--- Recorded information ---

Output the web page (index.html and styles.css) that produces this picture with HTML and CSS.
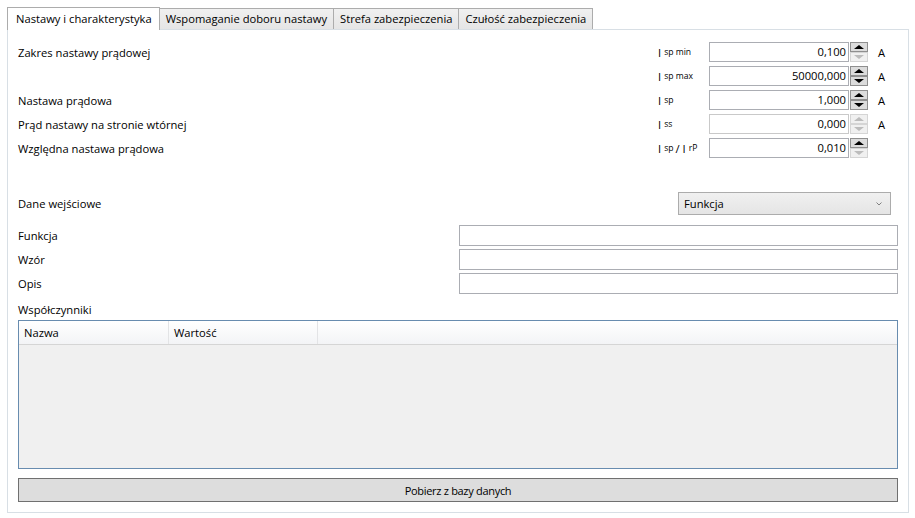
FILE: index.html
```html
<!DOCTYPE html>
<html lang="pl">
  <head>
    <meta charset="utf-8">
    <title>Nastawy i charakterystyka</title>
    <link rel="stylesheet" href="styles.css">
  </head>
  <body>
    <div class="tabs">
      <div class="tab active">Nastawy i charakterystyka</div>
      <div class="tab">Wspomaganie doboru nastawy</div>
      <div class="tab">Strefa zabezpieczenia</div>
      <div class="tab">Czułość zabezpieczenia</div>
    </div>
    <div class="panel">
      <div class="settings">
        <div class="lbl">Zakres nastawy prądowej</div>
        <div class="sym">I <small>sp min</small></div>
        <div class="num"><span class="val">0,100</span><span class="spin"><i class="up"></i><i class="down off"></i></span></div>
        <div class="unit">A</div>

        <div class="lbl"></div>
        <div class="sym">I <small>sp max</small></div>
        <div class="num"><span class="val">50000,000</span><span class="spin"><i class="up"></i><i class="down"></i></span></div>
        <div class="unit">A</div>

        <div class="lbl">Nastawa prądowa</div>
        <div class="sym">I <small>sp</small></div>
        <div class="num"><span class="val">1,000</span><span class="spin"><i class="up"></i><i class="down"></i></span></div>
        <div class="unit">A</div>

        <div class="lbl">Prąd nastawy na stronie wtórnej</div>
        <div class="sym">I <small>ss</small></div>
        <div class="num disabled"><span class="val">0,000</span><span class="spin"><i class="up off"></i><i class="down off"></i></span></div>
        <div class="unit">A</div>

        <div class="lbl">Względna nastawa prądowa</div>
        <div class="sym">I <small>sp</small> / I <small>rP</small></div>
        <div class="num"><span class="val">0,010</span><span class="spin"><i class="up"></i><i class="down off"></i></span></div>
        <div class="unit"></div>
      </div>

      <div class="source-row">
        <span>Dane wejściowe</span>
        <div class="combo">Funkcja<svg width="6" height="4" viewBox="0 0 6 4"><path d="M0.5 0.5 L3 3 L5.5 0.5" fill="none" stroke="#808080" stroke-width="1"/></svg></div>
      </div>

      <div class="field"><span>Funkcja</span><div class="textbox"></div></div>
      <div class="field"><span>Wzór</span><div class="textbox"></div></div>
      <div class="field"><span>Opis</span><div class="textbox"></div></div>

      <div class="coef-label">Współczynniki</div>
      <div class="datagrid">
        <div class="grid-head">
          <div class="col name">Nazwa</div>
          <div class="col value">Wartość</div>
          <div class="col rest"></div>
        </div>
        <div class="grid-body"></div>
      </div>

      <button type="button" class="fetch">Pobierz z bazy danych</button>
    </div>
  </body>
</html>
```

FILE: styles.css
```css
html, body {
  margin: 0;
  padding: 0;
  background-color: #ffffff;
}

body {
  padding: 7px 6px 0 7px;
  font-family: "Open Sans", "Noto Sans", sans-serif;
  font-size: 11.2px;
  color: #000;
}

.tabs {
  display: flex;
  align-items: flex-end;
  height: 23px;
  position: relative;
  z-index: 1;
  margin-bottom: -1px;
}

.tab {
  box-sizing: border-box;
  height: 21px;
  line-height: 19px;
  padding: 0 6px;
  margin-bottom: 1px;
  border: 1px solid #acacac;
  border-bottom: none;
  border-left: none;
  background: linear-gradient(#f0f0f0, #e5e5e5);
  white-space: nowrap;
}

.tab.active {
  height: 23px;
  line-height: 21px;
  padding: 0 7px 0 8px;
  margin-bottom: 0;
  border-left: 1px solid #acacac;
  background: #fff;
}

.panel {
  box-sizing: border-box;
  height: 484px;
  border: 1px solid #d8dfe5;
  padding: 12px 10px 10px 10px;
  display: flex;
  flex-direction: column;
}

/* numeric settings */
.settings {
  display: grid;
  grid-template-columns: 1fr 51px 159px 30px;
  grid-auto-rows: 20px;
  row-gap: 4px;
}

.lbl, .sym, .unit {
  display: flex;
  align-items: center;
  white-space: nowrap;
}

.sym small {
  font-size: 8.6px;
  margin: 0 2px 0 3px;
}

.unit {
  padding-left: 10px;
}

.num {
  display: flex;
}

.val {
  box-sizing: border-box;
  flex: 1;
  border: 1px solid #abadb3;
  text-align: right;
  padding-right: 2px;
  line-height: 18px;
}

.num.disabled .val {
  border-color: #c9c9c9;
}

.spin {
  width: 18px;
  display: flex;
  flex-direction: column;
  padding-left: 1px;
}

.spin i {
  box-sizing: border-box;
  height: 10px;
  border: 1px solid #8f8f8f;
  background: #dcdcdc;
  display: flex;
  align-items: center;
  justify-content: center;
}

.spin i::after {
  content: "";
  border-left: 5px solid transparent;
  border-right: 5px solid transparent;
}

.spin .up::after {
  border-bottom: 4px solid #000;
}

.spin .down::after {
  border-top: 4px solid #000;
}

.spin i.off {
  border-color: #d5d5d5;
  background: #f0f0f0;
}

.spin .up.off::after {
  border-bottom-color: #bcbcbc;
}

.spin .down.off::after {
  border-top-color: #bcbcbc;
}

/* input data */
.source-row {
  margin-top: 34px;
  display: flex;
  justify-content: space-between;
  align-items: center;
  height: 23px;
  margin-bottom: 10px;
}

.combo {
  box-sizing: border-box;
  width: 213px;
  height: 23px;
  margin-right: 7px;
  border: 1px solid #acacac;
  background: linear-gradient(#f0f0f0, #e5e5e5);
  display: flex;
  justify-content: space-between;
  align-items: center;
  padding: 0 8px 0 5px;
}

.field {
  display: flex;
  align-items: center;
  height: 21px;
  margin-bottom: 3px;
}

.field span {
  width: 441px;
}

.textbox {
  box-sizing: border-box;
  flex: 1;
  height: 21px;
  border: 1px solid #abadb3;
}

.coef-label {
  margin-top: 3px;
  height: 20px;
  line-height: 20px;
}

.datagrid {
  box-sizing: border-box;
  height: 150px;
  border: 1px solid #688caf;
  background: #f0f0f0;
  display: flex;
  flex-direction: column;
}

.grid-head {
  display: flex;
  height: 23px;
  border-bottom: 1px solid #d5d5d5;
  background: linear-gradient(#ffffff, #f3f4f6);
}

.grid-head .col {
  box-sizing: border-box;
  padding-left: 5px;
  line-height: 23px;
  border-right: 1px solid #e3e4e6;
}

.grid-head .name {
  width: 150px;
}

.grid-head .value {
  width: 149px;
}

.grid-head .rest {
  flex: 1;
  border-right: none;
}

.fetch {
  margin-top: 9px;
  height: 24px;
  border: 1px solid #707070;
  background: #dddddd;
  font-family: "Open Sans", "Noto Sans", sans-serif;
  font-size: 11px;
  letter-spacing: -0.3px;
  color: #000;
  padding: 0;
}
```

---

* **Task requirements**:
Return the listing above word for word, with the pictures removed.

* **Task output**:
Output the web page (index.html and styles.css) that produces this picture with HTML and CSS.
FILE: index.html
```html
<!DOCTYPE html>
<html lang="pl">
  <head>
    <meta charset="utf-8">
    <title>Nastawy i charakterystyka</title>
    <link rel="stylesheet" href="styles.css">
  </head>
  <body>
    <div class="tabs">
      <div class="tab active">Nastawy i charakterystyka</div>
      <div class="tab">Wspomaganie doboru nastawy</div>
      <div class="tab">Strefa zabezpieczenia</div>
      <div class="tab">Czułość zabezpieczenia</div>
    </div>
    <div class="panel">
      <div class="settings">
        <div class="lbl">Zakres nastawy prądowej</div>
        <div class="sym">I <small>sp min</small></div>
        <div class="num"><span class="val">0,100</span><span class="spin"><i class="up"></i><i class="down off"></i></span></div>
        <div class="unit">A</div>

        <div class="lbl"></div>
        <div class="sym">I <small>sp max</small></div>
        <div class="num"><span class="val">50000,000</span><span class="spin"><i class="up"></i><i class="down"></i></span></div>
        <div class="unit">A</div>

        <div class="lbl">Nastawa prądowa</div>
        <div class="sym">I <small>sp</small></div>
        <div class="num"><span class="val">1,000</span><span class="spin"><i class="up"></i><i class="down"></i></span></div>
        <div class="unit">A</div>

        <div class="lbl">Prąd nastawy na stronie wtórnej</div>
        <div class="sym">I <small>ss</small></div>
        <div class="num disabled"><span class="val">0,000</span><span class="spin"><i class="up off"></i><i class="down off"></i></span></div>
        <div class="unit">A</div>

        <div class="lbl">Względna nastawa prądowa</div>
        <div class="sym">I <small>sp</small> / I <small>rP</small></div>
        <div class="num"><span class="val">0,010</span><span class="spin"><i class="up"></i><i class="down off"></i></span></div>
        <div class="unit"></div>
      </div>

      <div class="source-row">
        <span>Dane wejściowe</span>
        <div class="combo">Funkcja<svg width="6" height="4" viewBox="0 0 6 4"><path d="M0.5 0.5 L3 3 L5.5 0.5" fill="none" stroke="#808080" stroke-width="1"/></svg></div>
      </div>

      <div class="field"><span>Funkcja</span><div class="textbox"></div></div>
      <div class="field"><span>Wzór</span><div class="textbox"></div></div>
      <div class="field"><span>Opis</span><div class="textbox"></div></div>

      <div class="coef-label">Współczynniki</div>
      <div class="datagrid">
        <div class="grid-head">
          <div class="col name">Nazwa</div>
          <div class="col value">Wartość</div>
          <div class="col rest"></div>
        </div>
        <div class="grid-body"></div>
      </div>

      <button type="button" class="fetch">Pobierz z bazy danych</button>
    </div>
  </body>
</html>
```

FILE: styles.css
```css
html, body {
  margin: 0;
  padding: 0;
  background-color: #ffffff;
}

body {
  padding: 7px 6px 0 7px;
  font-family: "Open Sans", "Noto Sans", sans-serif;
  font-size: 11.2px;
  color: #000;
}

.tabs {
  display: flex;
  align-items: flex-end;
  height: 23px;
  position: relative;
  z-index: 1;
  margin-bottom: -1px;
}

.tab {
  box-sizing: border-box;
  height: 21px;
  line-height: 19px;
  padding: 0 6px;
  margin-bottom: 1px;
  border: 1px solid #acacac;
  border-bottom: none;
  border-left: none;
  background: linear-gradient(#f0f0f0, #e5e5e5);
  white-space: nowrap;
}

.tab.active {
  height: 23px;
  line-height: 21px;
  padding: 0 7px 0 8px;
  margin-bottom: 0;
  border-left: 1px solid #acacac;
  background: #fff;
}

.panel {
  box-sizing: border-box;
  height: 484px;
  border: 1px solid #d8dfe5;
  padding: 12px 10px 10px 10px;
  display: flex;
  flex-direction: column;
}

/* numeric settings */
.settings {
  display: grid;
  grid-template-columns: 1fr 51px 159px 30px;
  grid-auto-rows: 20px;
  row-gap: 4px;
}

.lbl, .sym, .unit {
  display: flex;
  align-items: center;
  white-space: nowrap;
}

.sym small {
  font-size: 8.6px;
  margin: 0 2px 0 3px;
}

.unit {
  padding-left: 10px;
}

.num {
  display: flex;
}

.val {
  box-sizing: border-box;
  flex: 1;
  border: 1px solid #abadb3;
  text-align: right;
  padding-right: 2px;
  line-height: 18px;
}

.num.disabled .val {
  border-color: #c9c9c9;
}

.spin {
  width: 18px;
  display: flex;
  flex-direction: column;
  padding-left: 1px;
}

.spin i {
  box-sizing: border-box;
  height: 10px;
  border: 1px solid #8f8f8f;
  background: #dcdcdc;
  display: flex;
  align-items: center;
  justify-content: center;
}

.spin i::after {
  content: "";
  border-left: 5px solid transparent;
  border-right: 5px solid transparent;
}

.spin .up::after {
  border-bottom: 4px solid #000;
}

.spin .down::after {
  border-top: 4px solid #000;
}

.spin i.off {
  border-color: #d5d5d5;
  background: #f0f0f0;
}

.spin .up.off::after {
  border-bottom-color: #bcbcbc;
}

.spin .down.off::after {
  border-top-color: #bcbcbc;
}

/* input data */
.source-row {
  margin-top: 34px;
  display: flex;
  justify-content: space-between;
  align-items: center;
  height: 23px;
  margin-bottom: 10px;
}

.combo {
  box-sizing: border-box;
  width: 213px;
  height: 23px;
  margin-right: 7px;
  border: 1px solid #acacac;
  background: linear-gradient(#f0f0f0, #e5e5e5);
  display: flex;
  justify-content: space-between;
  align-items: center;
  padding: 0 8px 0 5px;
}

.field {
  display: flex;
  align-items: center;
  height: 21px;
  margin-bottom: 3px;
}

.field span {
  width: 441px;
}

.textbox {
  box-sizing: border-box;
  flex: 1;
  height: 21px;
  border: 1px solid #abadb3;
}

.coef-label {
  margin-top: 3px;
  height: 20px;
  line-height: 20px;
}

.datagrid {
  box-sizing: border-box;
  height: 150px;
  border: 1px solid #688caf;
  background: #f0f0f0;
  display: flex;
  flex-direction: column;
}

.grid-head {
  display: flex;
  height: 23px;
  border-bottom: 1px solid #d5d5d5;
  background: linear-gradient(#ffffff, #f3f4f6);
}

.grid-head .col {
  box-sizing: border-box;
  padding-left: 5px;
  line-height: 23px;
  border-right: 1px solid #e3e4e6;
}

.grid-head .name {
  width: 150px;
}

.grid-head .value {
  width: 149px;
}

.grid-head .rest {
  flex: 1;
  border-right: none;
}

.fetch {
  margin-top: 9px;
  height: 24px;
  border: 1px solid #707070;
  background: #dddddd;
  font-family: "Open Sans", "Noto Sans", sans-serif;
  font-size: 11px;
  letter-spacing: -0.3px;
  color: #000;
  padding: 0;
}
```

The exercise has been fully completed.